↓↓↓

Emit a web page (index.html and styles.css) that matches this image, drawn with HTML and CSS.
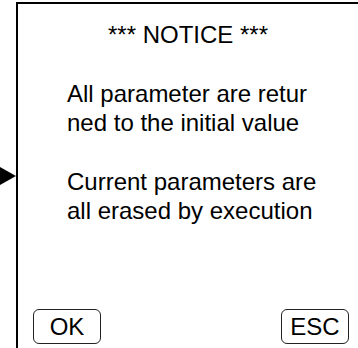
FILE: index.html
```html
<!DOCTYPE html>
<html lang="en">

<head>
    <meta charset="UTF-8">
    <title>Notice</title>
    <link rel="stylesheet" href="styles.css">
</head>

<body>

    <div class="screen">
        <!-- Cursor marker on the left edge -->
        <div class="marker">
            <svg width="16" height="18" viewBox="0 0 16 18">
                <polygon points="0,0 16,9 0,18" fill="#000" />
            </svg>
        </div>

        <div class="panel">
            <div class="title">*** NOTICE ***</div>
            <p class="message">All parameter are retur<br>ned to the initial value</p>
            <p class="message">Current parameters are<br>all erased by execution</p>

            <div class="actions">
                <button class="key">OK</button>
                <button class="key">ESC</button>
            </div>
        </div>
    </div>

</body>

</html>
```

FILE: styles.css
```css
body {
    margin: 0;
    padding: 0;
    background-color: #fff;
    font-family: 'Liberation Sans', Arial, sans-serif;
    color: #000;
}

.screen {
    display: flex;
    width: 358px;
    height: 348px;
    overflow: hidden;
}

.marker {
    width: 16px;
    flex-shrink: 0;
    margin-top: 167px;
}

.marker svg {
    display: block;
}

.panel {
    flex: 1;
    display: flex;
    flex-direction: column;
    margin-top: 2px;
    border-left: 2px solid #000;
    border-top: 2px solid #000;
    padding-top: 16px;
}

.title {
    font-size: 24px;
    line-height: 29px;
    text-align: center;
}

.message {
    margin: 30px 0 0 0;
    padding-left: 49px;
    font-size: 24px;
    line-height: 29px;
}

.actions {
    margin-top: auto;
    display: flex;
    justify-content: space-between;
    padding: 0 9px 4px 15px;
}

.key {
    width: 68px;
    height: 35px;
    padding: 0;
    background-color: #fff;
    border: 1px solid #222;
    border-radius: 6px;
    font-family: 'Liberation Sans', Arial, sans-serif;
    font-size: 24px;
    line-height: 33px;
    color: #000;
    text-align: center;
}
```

↑↑↑

Task instructions
Report the number of lines in the listing above that include the word "index", and nothing else.

Result of the exercise
2